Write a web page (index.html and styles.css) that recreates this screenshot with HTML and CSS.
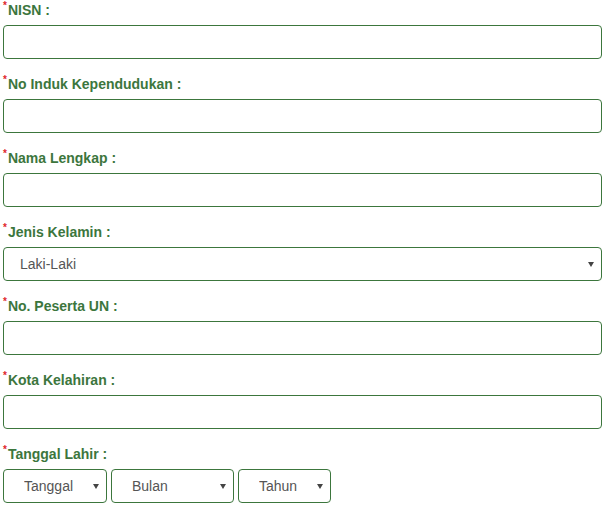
FILE: index.html
```html
<!DOCTYPE html>
<html>
<head>
<meta charset="utf-8">
<link rel="stylesheet" href="styles.css">
</head>
<body>
<form class="form">
  <div class="group">
    <label class="label"><span class="req">*</span>NISN :</label>
    <input class="control" type="text">
  </div>
  <div class="group">
    <label class="label"><span class="req">*</span>No Induk Kependudukan :</label>
    <input class="control" type="text">
  </div>
  <div class="group">
    <label class="label"><span class="req">*</span>Nama Lengkap :</label>
    <input class="control" type="text">
  </div>
  <div class="group">
    <label class="label"><span class="req">*</span>Jenis Kelamin :</label>
    <div class="select-wrap">
      <select class="control select"><option>Laki-Laki</option><option>Perempuan</option></select>
    </div>
  </div>
  <div class="group">
    <label class="label"><span class="req">*</span>No. Peserta UN :</label>
    <input class="control" type="text">
  </div>
  <div class="group">
    <label class="label"><span class="req">*</span>Kota Kelahiran :</label>
    <input class="control" type="text">
  </div>
  <div class="group">
    <label class="label"><span class="req">*</span>Tanggal Lahir :</label>
    <div class="date-row">
      <div class="select-wrap w-tgl"><select class="control select"><option>Tanggal</option></select></div>
      <div class="select-wrap w-bln"><select class="control select"><option>Bulan</option></select></div>
      <div class="select-wrap w-thn"><select class="control select"><option>Tahun</option></select></div>
    </div>
  </div>
</form>
</body>
</html>
```
FILE: styles.css
```css
html, body {
  margin: 0;
  padding: 0;
  background: #fff;
}
body {
  font-family: "Liberation Sans", Arial, sans-serif;
  font-size: 14px;
  color: #555;
}
.form {
  padding: 0 3px;
}
.group {
  display: flex;
  flex-direction: column;
  margin-bottom: 15px;
}
.label {
  display: block;
  height: 20px;
  line-height: 20px;
  margin-bottom: 5px;
  font-weight: bold;
  font-size: 14px;
  color: #3c763d;
}
.req {
  color: #e0262a;
  font-size: 10px;
  vertical-align: top;
  line-height: 11px;
  margin-right: 1px;
}
.control {
  box-sizing: border-box;
  display: block;
  width: 100%;
  height: 34px;
  margin: 0;
  padding: 6px 16px;
  border: 1px solid #3c763d;
  border-radius: 4px;
  background: #fff;
  font-family: "Liberation Sans", Arial, sans-serif;
  font-size: 14px;
  color: #555;
  outline: none;
}
.select {
  -webkit-appearance: none;
  appearance: none;
  padding-right: 24px;
}
.select-wrap {
  position: relative;
}
.select-wrap::after {
  content: "";
  position: absolute;
  right: 8px;
  top: 15px;
  width: 0;
  height: 0;
  border-left: 3.5px solid transparent;
  border-right: 3.5px solid transparent;
  border-top: 5px solid #444;
  pointer-events: none;
}
.date-row {
  display: flex;
  gap: 4px;
}
.w-tgl { width: 104px; }
.w-bln { width: 123px; }
.w-thn { width: 93px; }
.w-tgl .select, .w-bln .select, .w-thn .select {
  padding-left: 20px;
}
```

Problem to work on: Extract all the data above exactly, excluding every picture.

Reply:
Write a web page (index.html and styles.css) that recreates this screenshot with HTML and CSS.
FILE: index.html
```html
<!DOCTYPE html>
<html>
<head>
<meta charset="utf-8">
<link rel="stylesheet" href="styles.css">
</head>
<body>
<form class="form">
  <div class="group">
    <label class="label"><span class="req">*</span>NISN :</label>
    <input class="control" type="text">
  </div>
  <div class="group">
    <label class="label"><span class="req">*</span>No Induk Kependudukan :</label>
    <input class="control" type="text">
  </div>
  <div class="group">
    <label class="label"><span class="req">*</span>Nama Lengkap :</label>
    <input class="control" type="text">
  </div>
  <div class="group">
    <label class="label"><span class="req">*</span>Jenis Kelamin :</label>
    <div class="select-wrap">
      <select class="control select"><option>Laki-Laki</option><option>Perempuan</option></select>
    </div>
  </div>
  <div class="group">
    <label class="label"><span class="req">*</span>No. Peserta UN :</label>
    <input class="control" type="text">
  </div>
  <div class="group">
    <label class="label"><span class="req">*</span>Kota Kelahiran :</label>
    <input class="control" type="text">
  </div>
  <div class="group">
    <label class="label"><span class="req">*</span>Tanggal Lahir :</label>
    <div class="date-row">
      <div class="select-wrap w-tgl"><select class="control select"><option>Tanggal</option></select></div>
      <div class="select-wrap w-bln"><select class="control select"><option>Bulan</option></select></div>
      <div class="select-wrap w-thn"><select class="control select"><option>Tahun</option></select></div>
    </div>
  </div>
</form>
</body>
</html>
```
FILE: styles.css
```css
html, body {
  margin: 0;
  padding: 0;
  background: #fff;
}
body {
  font-family: "Liberation Sans", Arial, sans-serif;
  font-size: 14px;
  color: #555;
}
.form {
  padding: 0 3px;
}
.group {
  display: flex;
  flex-direction: column;
  margin-bottom: 15px;
}
.label {
  display: block;
  height: 20px;
  line-height: 20px;
  margin-bottom: 5px;
  font-weight: bold;
  font-size: 14px;
  color: #3c763d;
}
.req {
  color: #e0262a;
  font-size: 10px;
  vertical-align: top;
  line-height: 11px;
  margin-right: 1px;
}
.control {
  box-sizing: border-box;
  display: block;
  width: 100%;
  height: 34px;
  margin: 0;
  padding: 6px 16px;
  border: 1px solid #3c763d;
  border-radius: 4px;
  background: #fff;
  font-family: "Liberation Sans", Arial, sans-serif;
  font-size: 14px;
  color: #555;
  outline: none;
}
.select {
  -webkit-appearance: none;
  appearance: none;
  padding-right: 24px;
}
.select-wrap {
  position: relative;
}
.select-wrap::after {
  content: "";
  position: absolute;
  right: 8px;
  top: 15px;
  width: 0;
  height: 0;
  border-left: 3.5px solid transparent;
  border-right: 3.5px solid transparent;
  border-top: 5px solid #444;
  pointer-events: none;
}
.date-row {
  display: flex;
  gap: 4px;
}
.w-tgl { width: 104px; }
.w-bln { width: 123px; }
.w-thn { width: 93px; }
.w-tgl .select, .w-bln .select, .w-thn .select {
  padding-left: 20px;
}
```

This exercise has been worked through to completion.